● PROBLEM STATEMENT: Within the entries below, please return exactly the lines from the one with "Clone this screenshot" through the one with "import React from", leaving out any pictures.

● INPUT FOR THIS TASK:

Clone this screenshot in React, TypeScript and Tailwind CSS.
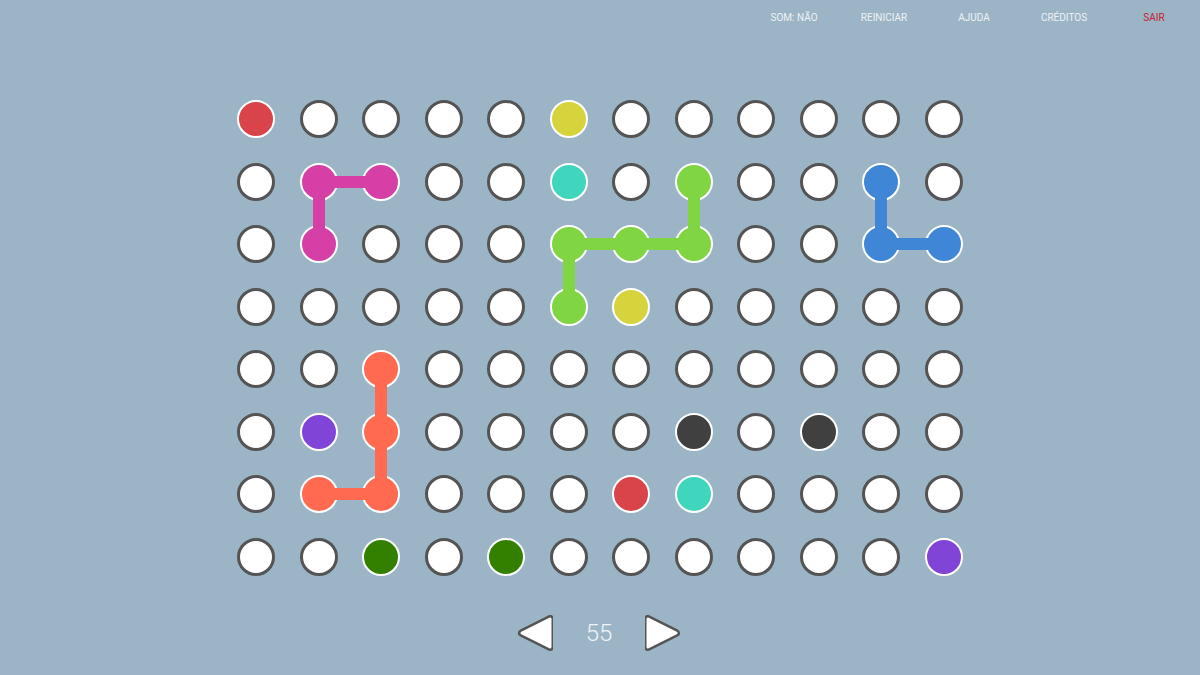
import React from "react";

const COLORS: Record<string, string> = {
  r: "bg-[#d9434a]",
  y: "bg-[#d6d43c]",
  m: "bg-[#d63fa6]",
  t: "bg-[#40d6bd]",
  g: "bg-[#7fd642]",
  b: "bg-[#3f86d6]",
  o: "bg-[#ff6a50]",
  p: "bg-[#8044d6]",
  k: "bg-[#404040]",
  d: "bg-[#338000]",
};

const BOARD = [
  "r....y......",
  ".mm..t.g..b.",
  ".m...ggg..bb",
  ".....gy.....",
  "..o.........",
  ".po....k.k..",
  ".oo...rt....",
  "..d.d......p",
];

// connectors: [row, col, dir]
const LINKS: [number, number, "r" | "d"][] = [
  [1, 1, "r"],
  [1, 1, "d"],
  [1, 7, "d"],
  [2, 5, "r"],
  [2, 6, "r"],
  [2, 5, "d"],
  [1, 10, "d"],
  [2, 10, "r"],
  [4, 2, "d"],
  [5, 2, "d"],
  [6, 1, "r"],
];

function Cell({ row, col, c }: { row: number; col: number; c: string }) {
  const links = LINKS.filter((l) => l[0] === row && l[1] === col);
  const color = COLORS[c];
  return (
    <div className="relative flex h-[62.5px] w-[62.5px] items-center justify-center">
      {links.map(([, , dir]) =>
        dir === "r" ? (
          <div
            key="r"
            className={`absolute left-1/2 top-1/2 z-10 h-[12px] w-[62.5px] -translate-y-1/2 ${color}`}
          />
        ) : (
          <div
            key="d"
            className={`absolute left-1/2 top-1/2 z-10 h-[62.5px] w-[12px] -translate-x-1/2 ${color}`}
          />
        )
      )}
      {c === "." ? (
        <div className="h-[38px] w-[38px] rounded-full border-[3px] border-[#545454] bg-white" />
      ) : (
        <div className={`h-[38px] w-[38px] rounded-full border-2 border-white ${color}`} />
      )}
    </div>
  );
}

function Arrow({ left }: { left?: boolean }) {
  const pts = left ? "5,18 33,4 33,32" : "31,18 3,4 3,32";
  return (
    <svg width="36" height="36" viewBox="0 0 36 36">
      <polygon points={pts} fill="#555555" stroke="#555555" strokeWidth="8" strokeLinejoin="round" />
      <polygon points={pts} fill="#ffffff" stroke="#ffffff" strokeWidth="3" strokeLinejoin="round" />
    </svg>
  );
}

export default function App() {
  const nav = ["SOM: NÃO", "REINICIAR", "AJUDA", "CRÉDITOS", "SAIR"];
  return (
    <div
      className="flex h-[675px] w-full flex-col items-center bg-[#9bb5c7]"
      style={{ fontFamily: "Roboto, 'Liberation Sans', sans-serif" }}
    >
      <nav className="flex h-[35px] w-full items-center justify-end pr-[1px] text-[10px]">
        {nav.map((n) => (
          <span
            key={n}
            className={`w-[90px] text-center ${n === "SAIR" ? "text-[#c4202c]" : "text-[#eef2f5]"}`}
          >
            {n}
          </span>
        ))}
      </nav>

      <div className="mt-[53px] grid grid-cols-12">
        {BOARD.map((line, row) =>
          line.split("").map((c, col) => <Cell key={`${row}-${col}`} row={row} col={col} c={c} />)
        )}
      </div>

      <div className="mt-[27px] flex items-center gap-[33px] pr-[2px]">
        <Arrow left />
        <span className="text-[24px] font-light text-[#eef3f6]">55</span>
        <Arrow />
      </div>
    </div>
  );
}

==

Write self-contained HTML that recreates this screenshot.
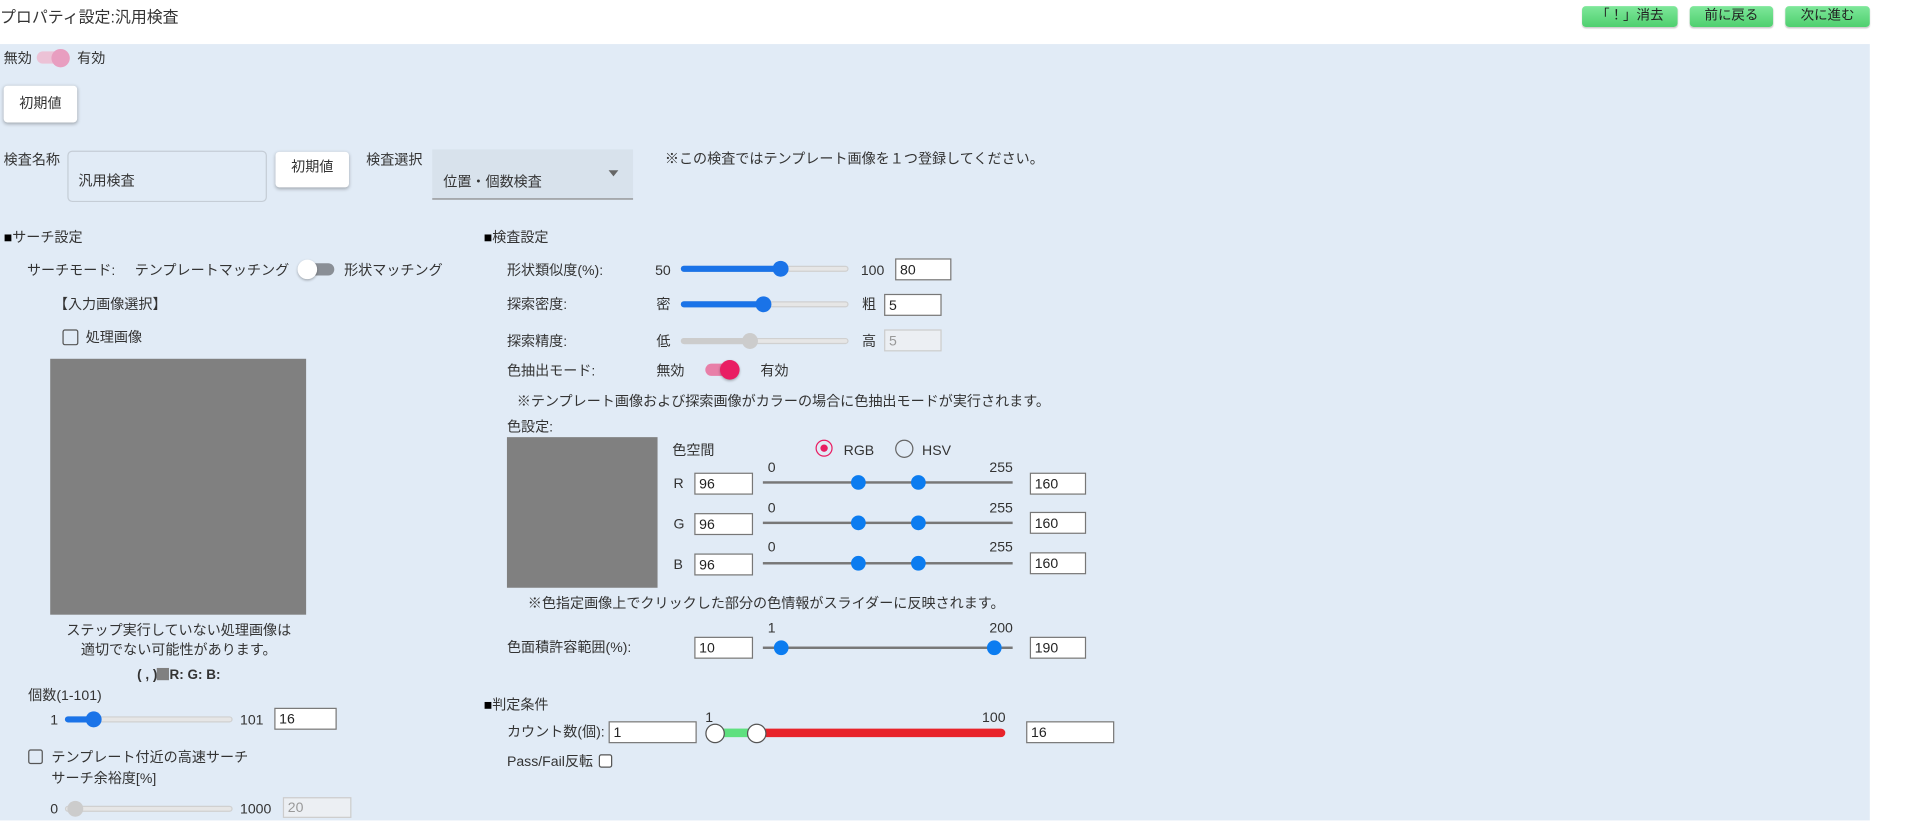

● TASK OUTPUT:
Clone this screenshot in React, TypeScript and Tailwind CSS.
import React from "react";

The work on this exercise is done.